Rating:  Summary: From here to Burma... Review: There is perhaps no better remembrance of a youth spent at war than when a literary-minded chap puts his memories aside and lets them percolate for a few decades. Fraser, perhaps best known for his Flashman series of picaresque historical novels, looks back on a time when his post-war life <should he be lucky enough to have one> was not yet charted and he is posted to a British ten-man section in the Eastern theater of war. The speech and customs of his section's northern English <Cumbrian> members are wonderfully profane and, on the surface, uncomplicated. Theirs was no glorious war but dirty war, wet war, seemingly endless war against a barbarous enemy they refused to comprehend, but whose relentlessness and fierceness on the battlefield they respected. Most useful to the reader will be Fraser's refusal to sentimentalize or glamourize the events that took place as his division marched south through Burma.
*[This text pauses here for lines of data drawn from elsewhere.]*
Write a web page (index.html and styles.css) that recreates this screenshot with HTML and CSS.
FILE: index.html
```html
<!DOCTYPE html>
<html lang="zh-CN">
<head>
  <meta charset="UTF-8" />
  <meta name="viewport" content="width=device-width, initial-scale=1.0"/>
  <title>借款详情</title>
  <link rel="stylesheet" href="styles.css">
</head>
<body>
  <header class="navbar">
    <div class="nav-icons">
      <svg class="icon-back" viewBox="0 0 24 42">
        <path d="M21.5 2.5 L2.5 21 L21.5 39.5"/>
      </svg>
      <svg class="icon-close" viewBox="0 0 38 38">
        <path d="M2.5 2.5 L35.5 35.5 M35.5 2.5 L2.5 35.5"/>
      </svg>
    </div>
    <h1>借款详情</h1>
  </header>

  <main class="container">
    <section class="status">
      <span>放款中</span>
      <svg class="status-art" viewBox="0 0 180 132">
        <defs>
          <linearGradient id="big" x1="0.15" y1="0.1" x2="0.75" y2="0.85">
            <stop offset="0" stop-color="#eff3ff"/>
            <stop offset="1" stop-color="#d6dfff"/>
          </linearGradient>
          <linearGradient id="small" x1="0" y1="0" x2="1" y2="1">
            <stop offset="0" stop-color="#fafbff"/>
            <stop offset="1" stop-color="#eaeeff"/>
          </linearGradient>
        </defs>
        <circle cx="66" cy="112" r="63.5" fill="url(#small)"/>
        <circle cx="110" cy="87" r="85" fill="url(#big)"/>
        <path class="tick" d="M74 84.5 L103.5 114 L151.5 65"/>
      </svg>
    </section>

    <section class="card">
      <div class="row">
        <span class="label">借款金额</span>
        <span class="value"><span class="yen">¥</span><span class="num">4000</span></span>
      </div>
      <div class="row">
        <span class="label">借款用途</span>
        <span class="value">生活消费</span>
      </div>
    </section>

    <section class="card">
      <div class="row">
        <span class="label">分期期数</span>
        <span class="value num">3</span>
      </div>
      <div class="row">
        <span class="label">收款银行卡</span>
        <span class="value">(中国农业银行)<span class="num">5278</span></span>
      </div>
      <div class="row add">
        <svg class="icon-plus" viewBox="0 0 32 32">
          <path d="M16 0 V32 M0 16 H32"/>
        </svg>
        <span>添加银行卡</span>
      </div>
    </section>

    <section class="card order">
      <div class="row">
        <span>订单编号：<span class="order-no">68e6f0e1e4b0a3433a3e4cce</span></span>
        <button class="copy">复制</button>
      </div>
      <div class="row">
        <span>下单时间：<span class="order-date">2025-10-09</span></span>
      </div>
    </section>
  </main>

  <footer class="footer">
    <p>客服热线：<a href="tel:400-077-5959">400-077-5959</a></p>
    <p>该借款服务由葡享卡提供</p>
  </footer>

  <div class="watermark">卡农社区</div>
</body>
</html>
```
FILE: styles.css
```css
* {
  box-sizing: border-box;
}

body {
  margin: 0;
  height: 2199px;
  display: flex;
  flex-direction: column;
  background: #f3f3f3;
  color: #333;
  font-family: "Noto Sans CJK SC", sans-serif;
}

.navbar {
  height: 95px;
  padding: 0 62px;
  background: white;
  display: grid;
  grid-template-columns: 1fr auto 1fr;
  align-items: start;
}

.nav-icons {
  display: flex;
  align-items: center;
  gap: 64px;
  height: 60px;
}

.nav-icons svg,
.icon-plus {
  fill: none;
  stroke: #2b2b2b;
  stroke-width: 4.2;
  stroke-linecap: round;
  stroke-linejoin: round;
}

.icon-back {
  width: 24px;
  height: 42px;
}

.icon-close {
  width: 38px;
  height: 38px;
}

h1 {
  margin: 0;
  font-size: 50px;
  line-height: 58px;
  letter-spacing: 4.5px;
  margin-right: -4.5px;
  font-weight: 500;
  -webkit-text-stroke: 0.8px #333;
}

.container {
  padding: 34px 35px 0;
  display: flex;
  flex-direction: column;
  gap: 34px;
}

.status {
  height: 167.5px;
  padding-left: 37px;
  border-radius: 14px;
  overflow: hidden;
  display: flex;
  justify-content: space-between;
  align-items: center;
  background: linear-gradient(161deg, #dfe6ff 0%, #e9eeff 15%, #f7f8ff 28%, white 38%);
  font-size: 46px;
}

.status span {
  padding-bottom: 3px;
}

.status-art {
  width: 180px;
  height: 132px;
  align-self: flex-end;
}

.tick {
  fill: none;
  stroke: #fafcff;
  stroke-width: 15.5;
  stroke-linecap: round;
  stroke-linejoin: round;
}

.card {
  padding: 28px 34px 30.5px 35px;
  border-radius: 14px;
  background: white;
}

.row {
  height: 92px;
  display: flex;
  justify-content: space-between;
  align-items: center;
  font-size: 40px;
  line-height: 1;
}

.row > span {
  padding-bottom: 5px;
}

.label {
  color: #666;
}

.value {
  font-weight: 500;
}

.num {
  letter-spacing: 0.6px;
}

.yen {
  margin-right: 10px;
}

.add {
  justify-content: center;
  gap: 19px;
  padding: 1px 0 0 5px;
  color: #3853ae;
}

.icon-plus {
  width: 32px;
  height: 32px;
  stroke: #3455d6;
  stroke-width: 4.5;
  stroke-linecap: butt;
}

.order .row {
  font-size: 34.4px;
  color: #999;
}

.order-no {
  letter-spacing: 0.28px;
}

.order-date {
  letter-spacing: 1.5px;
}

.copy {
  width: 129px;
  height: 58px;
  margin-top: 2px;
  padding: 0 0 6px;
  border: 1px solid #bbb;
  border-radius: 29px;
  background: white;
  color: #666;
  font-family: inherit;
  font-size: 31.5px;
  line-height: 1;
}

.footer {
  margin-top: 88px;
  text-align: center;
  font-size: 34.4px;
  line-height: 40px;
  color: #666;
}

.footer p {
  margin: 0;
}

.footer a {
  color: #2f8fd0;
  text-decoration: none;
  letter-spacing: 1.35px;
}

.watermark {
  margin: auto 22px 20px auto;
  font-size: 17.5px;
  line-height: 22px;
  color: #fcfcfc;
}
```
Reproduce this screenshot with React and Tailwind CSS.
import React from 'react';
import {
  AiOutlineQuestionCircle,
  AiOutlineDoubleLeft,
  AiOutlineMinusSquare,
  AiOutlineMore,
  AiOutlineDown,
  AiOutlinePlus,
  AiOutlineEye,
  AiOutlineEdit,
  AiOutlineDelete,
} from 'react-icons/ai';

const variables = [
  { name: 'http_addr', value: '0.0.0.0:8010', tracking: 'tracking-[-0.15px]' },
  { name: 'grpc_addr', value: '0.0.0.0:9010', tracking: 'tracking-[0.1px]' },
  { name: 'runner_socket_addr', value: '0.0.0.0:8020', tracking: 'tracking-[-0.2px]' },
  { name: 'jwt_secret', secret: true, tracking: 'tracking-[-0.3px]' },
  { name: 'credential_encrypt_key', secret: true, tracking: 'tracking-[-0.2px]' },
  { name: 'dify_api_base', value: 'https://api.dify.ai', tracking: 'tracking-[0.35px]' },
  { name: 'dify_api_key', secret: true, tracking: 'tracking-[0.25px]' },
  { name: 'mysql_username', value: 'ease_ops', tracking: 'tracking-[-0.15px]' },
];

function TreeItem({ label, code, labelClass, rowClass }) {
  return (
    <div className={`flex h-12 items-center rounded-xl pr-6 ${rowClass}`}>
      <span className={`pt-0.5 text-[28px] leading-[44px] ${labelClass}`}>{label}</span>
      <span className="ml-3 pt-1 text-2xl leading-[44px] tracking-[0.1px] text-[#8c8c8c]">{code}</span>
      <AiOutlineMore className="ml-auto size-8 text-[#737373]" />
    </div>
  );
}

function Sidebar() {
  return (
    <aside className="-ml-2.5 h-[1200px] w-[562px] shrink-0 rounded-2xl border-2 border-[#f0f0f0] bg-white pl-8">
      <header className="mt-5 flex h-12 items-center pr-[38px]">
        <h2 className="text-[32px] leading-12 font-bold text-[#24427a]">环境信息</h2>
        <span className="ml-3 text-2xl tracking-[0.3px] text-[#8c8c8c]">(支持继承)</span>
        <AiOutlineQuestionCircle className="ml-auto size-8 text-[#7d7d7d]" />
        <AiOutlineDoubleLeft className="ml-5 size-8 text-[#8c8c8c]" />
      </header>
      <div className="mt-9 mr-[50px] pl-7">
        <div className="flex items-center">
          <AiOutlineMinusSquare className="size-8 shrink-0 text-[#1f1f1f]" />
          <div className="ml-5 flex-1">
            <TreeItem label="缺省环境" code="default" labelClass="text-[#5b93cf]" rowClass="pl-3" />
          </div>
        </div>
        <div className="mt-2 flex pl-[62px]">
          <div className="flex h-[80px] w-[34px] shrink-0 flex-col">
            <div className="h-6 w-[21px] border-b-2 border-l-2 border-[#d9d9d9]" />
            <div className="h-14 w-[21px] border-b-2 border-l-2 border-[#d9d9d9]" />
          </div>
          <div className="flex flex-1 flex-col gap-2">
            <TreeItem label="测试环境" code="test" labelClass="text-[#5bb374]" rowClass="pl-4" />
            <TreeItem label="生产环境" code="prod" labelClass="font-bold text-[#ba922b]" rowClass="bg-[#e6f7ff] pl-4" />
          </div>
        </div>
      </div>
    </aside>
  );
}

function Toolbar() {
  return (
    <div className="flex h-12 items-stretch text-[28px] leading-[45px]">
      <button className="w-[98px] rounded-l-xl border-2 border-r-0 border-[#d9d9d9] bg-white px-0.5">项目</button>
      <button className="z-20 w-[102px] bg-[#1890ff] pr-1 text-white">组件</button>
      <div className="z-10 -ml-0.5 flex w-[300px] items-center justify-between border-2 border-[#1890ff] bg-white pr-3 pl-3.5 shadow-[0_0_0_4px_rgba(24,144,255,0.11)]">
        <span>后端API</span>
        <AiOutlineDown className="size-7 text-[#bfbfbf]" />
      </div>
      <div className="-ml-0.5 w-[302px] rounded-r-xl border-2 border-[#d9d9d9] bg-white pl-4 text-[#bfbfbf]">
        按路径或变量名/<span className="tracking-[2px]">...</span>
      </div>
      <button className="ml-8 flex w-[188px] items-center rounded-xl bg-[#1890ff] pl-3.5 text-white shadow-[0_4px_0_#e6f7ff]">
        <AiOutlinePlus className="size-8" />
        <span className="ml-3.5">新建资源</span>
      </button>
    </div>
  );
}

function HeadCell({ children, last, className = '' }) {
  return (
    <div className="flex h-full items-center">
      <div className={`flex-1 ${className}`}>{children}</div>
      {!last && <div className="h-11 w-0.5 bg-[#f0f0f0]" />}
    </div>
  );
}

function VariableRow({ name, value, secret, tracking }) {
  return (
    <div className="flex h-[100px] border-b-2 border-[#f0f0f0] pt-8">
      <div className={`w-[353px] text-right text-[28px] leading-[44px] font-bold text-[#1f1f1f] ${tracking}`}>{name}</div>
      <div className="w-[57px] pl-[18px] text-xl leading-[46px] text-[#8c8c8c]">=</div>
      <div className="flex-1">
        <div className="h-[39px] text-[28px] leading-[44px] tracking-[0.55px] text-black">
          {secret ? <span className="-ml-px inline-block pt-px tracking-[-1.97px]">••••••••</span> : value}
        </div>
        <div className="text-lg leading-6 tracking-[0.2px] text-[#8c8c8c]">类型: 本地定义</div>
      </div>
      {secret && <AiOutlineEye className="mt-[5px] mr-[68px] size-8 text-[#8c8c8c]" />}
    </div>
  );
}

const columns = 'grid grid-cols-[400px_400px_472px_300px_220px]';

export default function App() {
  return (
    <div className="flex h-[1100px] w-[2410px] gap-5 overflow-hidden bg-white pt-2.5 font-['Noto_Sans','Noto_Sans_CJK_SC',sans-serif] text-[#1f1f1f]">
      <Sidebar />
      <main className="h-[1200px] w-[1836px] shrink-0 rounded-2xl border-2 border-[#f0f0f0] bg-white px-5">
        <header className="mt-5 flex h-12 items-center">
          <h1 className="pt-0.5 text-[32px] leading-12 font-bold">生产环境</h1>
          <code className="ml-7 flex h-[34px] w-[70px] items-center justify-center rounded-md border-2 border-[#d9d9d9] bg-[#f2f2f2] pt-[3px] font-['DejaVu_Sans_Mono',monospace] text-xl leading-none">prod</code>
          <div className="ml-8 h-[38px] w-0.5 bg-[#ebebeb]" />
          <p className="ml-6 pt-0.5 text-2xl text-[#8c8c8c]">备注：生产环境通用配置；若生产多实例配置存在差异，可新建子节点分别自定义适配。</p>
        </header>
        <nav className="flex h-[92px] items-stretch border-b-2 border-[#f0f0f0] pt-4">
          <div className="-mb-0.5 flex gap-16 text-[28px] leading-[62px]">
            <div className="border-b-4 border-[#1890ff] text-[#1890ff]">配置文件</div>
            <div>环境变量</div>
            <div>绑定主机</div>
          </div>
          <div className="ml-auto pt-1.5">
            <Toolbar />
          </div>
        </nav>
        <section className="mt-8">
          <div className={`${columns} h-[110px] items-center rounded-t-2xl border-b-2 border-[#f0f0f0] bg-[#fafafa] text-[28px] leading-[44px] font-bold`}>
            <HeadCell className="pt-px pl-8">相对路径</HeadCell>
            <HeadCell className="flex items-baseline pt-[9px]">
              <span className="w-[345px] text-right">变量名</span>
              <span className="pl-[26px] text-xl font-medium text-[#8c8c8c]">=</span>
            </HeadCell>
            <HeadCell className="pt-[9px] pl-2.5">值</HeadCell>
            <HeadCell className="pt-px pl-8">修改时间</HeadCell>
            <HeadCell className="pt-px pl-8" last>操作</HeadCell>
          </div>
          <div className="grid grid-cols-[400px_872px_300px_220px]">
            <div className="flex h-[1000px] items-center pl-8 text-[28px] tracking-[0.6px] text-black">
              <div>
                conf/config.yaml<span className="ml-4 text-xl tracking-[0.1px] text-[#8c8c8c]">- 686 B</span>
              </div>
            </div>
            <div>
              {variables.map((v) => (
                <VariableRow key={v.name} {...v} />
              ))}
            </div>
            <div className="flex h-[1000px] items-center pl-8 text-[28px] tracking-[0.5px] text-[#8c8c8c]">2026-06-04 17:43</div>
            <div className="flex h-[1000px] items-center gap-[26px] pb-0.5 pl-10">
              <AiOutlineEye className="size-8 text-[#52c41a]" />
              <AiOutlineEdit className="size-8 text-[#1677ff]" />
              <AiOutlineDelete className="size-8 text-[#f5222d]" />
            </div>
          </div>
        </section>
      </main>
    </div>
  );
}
Historians have recorded these actions on a macro-scale, but Fraser bristles at such generalities, at the assumptions, taking each instance of *collateral damage* he witnessed and issuing it the respectful attention it deserves. Today's reader may shy from Fraser's excoriation of current attitudes toward warriors and public demands of voiced self-doubt and fear from our service personnel prior to engaging the enemy, but will doubtless come to appreciate the style of former times when pre-battle preparation was not taken up with morale deflation and the spooking of one's brothers in arms. Many comic episodes, too rich to have been concocted by a novelist, enliven the book. The reader is likely to remember these with fondness, and to think also on the times when humans reach beyond their everyday capabilities to show courage and selflessness in helping their fellow man in desperate times of need
Rating:  Summary: OUTSTANDING Review: THIS IN SINGULARLY THE FINEST BOOK I'VE EVER READ ABOUT THE CBI, SMALL UNIT TACTICS AND THE REALITY OF WAR AND SURVIVAL. I DON'T NEED TO SAY MORE, BUY IT, READ IT, KEEP IT!